■ YOUR GOAL ■
Which lines below hold the word "code"? Copy all of them.

■ DATASET EXCERPT ■

##########

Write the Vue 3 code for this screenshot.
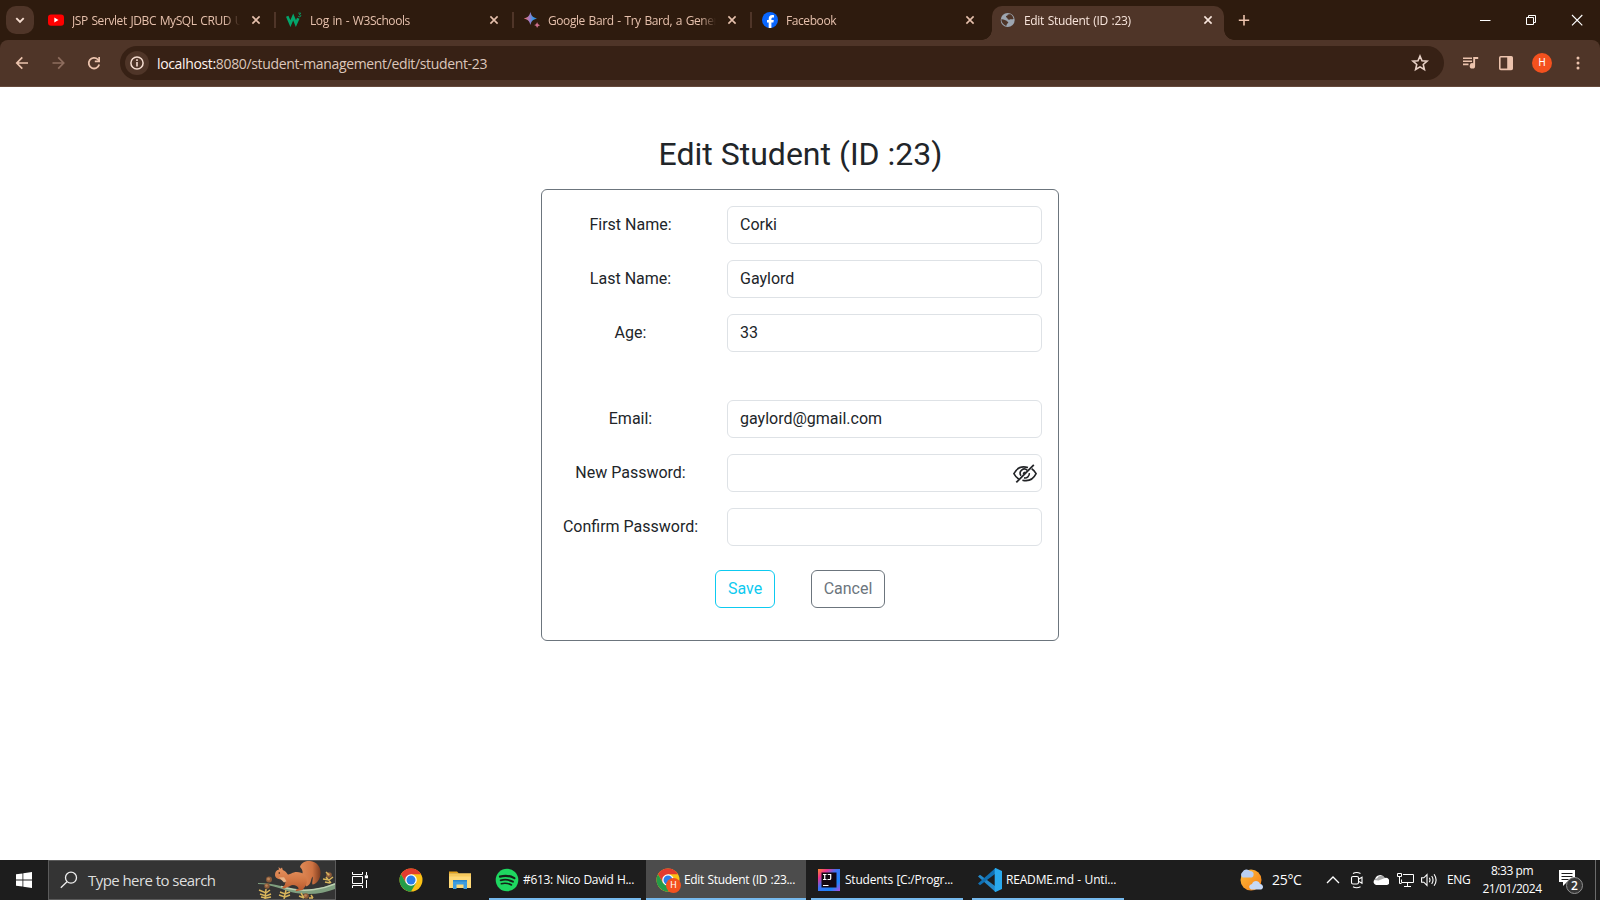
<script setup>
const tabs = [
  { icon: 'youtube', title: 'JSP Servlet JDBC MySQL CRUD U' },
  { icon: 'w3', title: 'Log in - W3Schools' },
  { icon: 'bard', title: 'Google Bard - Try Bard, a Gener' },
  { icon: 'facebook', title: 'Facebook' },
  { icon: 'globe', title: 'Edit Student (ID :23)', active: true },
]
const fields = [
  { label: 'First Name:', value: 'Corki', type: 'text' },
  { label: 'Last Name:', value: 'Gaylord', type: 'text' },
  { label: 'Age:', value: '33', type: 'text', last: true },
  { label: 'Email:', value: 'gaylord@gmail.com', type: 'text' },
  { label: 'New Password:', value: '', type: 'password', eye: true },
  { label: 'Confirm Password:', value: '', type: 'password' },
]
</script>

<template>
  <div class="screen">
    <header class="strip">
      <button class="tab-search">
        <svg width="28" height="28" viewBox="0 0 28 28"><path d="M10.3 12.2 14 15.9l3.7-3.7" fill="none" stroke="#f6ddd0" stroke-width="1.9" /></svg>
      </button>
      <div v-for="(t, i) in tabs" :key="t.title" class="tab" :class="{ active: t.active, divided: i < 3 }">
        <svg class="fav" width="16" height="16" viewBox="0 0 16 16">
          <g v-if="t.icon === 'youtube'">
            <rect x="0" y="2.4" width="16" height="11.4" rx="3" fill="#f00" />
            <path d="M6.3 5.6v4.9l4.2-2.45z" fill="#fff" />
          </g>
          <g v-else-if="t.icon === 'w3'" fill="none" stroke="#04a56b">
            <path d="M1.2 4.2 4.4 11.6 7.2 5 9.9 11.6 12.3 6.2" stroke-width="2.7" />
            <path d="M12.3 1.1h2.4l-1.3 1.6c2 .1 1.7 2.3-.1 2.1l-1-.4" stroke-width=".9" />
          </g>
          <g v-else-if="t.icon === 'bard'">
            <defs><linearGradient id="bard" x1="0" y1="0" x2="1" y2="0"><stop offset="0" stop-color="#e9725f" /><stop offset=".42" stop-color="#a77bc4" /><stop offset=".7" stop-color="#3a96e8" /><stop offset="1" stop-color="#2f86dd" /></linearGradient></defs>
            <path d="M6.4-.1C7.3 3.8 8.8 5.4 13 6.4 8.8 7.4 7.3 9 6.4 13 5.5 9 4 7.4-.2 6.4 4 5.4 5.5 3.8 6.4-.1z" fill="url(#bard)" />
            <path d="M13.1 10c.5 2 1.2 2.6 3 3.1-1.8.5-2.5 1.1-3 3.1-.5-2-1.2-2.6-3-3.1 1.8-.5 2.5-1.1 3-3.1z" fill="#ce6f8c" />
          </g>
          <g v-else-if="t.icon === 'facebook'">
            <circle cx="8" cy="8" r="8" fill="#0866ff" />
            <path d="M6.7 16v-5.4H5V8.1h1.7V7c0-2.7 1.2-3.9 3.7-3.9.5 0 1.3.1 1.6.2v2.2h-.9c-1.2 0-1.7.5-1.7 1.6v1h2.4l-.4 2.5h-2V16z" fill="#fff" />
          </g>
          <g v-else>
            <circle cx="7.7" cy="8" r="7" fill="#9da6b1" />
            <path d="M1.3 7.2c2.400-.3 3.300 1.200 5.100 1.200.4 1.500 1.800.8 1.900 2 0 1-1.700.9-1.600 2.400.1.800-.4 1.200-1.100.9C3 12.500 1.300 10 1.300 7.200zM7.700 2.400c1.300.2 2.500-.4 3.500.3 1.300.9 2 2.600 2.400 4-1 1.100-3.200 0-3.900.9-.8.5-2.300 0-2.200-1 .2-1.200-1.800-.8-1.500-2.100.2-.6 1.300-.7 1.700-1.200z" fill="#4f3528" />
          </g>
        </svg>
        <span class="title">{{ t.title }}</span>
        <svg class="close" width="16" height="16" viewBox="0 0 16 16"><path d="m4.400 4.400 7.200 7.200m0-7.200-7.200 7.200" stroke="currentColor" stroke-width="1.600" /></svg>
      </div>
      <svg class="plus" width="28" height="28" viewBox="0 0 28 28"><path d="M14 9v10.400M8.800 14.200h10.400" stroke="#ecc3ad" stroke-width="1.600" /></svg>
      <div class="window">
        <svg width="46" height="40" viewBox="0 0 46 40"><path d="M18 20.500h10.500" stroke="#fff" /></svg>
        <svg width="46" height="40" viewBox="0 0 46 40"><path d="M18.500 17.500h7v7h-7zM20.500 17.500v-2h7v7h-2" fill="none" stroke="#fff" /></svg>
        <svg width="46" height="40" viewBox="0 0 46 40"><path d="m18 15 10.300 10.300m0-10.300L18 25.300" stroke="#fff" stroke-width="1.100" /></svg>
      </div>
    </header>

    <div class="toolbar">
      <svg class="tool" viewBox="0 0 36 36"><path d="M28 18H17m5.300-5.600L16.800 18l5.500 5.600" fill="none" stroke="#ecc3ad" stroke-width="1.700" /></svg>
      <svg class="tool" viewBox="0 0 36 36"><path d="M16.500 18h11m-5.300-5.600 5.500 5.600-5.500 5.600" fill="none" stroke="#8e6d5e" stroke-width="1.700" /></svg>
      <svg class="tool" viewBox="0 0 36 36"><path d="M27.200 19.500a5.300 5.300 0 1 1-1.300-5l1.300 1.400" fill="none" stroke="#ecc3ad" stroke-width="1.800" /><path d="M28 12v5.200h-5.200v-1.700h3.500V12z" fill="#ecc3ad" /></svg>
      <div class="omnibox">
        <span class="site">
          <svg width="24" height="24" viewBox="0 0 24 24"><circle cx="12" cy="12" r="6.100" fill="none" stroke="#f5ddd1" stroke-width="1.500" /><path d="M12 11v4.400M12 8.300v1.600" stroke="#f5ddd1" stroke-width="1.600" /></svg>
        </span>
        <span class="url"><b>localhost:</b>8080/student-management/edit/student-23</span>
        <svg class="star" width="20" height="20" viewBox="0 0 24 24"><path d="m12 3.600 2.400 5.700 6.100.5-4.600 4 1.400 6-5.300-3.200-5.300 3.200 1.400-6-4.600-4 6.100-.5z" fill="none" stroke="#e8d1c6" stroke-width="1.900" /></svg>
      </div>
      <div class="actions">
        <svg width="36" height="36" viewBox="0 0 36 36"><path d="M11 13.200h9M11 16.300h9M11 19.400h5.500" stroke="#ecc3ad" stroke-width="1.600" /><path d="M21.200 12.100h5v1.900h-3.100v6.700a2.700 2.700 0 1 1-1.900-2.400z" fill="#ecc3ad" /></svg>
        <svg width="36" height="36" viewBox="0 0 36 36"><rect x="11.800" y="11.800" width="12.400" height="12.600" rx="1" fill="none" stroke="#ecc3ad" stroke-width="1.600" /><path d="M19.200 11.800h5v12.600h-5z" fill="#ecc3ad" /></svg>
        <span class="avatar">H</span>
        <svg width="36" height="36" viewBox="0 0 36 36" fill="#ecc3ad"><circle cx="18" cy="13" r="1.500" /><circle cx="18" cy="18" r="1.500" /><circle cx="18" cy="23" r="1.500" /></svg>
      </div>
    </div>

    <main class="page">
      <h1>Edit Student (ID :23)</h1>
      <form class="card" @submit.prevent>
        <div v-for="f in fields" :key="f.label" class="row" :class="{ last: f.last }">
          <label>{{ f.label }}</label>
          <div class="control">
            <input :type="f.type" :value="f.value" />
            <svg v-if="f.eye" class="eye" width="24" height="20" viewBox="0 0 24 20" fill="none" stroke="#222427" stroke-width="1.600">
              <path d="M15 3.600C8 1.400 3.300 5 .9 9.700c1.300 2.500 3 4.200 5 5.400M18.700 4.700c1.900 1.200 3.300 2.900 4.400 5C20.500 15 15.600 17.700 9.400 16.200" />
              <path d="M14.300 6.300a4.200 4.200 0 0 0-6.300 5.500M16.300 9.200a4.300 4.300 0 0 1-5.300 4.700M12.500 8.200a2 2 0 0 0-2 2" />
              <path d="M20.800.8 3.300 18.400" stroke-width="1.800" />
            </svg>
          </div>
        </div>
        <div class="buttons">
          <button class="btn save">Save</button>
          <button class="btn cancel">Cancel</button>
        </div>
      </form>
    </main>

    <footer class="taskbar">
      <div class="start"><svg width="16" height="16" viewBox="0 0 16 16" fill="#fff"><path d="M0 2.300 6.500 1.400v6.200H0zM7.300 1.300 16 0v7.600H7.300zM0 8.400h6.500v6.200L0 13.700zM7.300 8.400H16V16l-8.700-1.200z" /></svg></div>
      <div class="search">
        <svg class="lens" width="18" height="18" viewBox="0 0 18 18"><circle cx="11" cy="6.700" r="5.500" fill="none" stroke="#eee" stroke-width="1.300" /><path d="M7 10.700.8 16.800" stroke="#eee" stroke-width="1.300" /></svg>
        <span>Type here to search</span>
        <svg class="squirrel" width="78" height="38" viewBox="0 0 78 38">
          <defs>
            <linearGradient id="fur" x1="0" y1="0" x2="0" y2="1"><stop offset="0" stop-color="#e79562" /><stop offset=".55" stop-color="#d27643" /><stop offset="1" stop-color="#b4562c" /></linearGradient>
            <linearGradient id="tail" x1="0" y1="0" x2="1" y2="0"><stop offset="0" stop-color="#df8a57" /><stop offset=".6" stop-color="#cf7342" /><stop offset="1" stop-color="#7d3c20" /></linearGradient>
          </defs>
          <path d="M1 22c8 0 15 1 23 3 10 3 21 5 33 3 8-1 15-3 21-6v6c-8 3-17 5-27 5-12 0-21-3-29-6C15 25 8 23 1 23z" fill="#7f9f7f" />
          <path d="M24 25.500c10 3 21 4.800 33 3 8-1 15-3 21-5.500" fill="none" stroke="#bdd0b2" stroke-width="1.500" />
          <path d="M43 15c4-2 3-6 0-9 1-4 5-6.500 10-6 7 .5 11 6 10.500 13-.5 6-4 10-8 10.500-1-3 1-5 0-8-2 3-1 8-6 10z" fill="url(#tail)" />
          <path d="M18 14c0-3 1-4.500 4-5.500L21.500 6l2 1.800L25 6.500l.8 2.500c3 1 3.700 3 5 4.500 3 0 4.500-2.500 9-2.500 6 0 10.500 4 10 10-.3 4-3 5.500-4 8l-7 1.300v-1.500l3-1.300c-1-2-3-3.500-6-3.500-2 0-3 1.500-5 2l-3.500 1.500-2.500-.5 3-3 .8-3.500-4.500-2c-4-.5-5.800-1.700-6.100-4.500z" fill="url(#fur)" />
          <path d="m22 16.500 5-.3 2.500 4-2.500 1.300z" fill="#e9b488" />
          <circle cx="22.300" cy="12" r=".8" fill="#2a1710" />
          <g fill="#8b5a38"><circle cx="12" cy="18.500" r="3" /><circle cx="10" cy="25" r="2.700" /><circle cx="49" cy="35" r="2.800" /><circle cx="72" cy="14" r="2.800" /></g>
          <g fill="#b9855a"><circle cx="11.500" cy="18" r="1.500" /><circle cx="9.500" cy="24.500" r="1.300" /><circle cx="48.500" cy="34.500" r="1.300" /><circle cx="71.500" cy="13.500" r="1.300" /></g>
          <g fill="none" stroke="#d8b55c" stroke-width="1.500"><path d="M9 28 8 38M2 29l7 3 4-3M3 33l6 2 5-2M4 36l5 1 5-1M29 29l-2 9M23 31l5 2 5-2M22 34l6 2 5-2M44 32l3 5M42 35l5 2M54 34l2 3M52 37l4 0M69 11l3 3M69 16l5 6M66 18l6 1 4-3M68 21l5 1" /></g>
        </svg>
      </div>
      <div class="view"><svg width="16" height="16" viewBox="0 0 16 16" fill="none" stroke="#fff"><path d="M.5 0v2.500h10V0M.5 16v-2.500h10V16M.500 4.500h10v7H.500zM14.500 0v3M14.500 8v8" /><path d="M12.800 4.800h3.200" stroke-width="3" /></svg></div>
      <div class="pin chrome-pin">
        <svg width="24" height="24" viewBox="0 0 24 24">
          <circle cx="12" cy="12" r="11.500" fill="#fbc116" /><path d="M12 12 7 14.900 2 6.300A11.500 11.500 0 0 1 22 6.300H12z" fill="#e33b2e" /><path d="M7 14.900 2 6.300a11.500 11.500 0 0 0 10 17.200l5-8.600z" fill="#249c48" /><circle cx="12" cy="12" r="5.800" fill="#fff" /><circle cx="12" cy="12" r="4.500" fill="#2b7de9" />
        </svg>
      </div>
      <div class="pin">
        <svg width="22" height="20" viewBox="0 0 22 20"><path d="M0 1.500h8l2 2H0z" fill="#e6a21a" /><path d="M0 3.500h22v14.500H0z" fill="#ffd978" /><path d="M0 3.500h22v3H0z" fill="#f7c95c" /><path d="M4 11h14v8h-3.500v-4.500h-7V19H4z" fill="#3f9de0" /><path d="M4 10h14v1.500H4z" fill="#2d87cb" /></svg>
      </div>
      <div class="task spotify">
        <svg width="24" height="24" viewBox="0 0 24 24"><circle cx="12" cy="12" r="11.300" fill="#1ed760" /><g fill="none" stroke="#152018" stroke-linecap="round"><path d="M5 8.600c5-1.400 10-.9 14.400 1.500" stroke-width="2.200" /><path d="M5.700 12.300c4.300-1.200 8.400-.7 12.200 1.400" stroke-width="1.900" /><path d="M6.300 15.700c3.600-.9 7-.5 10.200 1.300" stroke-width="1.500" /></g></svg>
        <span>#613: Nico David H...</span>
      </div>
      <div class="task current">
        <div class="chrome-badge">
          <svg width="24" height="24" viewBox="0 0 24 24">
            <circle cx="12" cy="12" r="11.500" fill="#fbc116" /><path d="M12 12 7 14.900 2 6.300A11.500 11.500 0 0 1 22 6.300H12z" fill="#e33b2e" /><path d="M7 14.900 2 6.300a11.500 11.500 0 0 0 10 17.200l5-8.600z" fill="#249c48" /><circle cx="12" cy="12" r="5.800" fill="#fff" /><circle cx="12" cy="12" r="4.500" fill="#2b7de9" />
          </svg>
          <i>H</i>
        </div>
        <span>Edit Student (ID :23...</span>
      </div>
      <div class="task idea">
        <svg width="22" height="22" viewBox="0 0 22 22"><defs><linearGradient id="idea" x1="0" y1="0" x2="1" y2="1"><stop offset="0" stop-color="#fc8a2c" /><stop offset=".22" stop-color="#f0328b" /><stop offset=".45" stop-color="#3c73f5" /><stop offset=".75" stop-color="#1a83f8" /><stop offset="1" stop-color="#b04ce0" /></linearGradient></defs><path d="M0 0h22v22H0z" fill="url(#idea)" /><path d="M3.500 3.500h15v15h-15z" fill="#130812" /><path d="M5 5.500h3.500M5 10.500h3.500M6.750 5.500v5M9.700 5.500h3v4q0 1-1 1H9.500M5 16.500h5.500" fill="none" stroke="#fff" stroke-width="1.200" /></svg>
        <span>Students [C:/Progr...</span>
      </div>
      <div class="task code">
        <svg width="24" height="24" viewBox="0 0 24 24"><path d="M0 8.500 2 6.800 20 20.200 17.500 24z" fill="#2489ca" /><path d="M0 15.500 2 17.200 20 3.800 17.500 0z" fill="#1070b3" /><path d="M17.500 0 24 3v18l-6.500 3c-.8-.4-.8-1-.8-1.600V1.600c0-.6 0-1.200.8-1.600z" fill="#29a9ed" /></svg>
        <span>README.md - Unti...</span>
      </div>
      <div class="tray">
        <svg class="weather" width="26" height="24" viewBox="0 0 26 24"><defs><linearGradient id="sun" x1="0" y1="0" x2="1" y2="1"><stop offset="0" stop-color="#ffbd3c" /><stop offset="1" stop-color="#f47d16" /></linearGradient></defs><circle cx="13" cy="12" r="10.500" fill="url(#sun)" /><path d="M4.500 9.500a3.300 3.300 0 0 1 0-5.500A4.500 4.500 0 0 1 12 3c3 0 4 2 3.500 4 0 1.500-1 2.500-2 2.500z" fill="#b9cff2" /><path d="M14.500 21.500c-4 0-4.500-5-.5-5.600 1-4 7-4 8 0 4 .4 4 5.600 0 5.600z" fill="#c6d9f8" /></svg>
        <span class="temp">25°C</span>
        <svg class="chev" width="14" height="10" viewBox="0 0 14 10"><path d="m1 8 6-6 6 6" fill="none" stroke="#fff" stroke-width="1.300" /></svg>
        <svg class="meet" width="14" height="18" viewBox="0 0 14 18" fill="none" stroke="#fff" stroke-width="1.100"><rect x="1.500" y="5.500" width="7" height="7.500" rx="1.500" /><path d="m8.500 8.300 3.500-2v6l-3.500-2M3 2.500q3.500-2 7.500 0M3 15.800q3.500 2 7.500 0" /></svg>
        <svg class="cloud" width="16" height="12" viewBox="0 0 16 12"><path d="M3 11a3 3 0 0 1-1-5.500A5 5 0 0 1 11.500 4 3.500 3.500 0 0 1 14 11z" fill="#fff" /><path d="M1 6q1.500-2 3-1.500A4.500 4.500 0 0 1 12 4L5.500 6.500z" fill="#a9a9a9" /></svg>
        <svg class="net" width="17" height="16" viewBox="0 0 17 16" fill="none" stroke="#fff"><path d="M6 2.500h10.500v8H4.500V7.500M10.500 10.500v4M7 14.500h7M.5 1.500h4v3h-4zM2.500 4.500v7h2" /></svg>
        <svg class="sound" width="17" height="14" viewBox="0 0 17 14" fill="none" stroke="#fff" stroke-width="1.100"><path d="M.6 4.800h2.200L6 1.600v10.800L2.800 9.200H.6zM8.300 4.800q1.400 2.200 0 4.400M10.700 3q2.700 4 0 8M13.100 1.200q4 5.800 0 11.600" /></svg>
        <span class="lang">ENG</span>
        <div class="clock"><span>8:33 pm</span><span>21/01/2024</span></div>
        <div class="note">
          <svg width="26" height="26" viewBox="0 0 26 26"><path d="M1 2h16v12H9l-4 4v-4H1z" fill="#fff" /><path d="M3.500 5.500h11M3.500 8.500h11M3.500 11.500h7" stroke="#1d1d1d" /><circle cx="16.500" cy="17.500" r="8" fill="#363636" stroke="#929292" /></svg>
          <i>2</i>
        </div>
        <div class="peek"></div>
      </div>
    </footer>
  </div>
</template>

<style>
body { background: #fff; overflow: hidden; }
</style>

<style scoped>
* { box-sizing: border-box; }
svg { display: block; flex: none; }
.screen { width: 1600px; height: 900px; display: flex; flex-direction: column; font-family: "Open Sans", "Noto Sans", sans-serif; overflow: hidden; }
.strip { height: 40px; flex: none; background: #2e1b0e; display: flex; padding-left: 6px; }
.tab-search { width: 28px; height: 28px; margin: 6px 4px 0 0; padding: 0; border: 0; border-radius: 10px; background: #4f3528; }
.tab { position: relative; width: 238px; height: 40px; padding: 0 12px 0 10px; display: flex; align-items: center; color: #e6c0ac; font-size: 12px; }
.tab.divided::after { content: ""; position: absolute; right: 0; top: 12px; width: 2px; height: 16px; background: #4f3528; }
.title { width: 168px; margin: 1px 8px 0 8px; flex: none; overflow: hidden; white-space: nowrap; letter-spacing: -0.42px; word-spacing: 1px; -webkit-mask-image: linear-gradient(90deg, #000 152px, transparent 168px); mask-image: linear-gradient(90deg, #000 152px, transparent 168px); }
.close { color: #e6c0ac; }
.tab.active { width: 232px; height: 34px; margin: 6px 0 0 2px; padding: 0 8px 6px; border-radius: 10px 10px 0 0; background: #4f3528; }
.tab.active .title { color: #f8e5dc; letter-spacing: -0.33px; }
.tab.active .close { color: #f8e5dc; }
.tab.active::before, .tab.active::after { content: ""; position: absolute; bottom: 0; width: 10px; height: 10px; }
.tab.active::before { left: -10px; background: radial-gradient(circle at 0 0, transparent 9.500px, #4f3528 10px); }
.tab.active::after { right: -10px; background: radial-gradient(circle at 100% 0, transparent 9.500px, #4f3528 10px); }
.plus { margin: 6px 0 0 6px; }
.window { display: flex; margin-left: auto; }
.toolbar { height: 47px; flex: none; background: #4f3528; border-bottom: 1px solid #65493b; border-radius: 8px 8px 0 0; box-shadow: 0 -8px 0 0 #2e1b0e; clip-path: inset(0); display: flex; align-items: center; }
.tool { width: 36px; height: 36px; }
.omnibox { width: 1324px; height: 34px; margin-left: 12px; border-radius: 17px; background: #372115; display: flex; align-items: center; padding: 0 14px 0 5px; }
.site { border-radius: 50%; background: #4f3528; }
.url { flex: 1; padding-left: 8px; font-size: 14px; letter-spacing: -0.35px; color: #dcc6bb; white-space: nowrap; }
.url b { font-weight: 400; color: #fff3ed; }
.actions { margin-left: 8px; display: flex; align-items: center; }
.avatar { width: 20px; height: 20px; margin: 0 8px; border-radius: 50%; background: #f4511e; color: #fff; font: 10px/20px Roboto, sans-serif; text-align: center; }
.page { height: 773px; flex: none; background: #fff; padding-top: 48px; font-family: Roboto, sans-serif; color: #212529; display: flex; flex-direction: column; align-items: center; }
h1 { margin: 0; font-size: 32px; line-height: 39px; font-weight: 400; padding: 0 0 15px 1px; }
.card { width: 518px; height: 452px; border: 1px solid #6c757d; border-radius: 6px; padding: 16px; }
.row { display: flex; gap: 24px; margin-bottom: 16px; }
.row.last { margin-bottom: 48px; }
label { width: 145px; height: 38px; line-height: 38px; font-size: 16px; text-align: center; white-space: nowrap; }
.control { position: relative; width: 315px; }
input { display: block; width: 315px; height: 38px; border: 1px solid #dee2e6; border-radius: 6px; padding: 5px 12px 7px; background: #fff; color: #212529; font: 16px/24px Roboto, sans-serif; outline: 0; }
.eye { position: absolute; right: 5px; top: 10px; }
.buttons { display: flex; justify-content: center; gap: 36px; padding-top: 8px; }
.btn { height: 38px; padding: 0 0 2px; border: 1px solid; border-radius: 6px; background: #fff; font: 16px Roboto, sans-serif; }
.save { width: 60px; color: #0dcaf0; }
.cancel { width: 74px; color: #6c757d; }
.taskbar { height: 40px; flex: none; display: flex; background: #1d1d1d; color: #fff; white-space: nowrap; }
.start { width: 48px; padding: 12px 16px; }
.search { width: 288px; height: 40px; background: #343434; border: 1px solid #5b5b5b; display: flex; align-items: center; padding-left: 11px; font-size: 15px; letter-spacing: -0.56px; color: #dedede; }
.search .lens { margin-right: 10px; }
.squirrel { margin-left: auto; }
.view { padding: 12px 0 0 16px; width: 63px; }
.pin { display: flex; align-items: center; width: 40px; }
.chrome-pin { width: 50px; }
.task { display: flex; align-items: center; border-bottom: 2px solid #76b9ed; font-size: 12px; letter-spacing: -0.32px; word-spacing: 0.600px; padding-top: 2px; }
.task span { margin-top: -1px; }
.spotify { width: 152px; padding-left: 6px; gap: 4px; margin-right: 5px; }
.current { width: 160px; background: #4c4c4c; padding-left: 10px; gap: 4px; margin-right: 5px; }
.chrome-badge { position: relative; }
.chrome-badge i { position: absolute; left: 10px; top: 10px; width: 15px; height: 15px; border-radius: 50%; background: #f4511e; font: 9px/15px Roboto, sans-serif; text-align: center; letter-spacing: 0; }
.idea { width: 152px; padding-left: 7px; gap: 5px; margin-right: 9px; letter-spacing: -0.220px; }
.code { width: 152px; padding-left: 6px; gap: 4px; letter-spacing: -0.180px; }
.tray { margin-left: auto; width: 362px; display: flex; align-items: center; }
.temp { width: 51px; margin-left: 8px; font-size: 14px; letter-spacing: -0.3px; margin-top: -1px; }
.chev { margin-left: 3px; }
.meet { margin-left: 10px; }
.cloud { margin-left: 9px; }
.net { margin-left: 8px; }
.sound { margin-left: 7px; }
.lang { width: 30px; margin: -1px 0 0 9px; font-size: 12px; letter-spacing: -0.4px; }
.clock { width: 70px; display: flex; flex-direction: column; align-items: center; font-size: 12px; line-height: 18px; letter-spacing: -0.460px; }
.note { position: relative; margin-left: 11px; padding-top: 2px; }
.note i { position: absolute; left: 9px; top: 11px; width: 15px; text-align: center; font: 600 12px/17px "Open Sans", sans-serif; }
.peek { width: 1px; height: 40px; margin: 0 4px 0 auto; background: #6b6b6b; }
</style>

##########

■ EXERCISE OUTPUT ■
Write the Vue 3 code for this screenshot.
      <div class="task code">
.code { width: 152px; padding-left: 6px; gap: 4px; letter-spacing: -0.180px; }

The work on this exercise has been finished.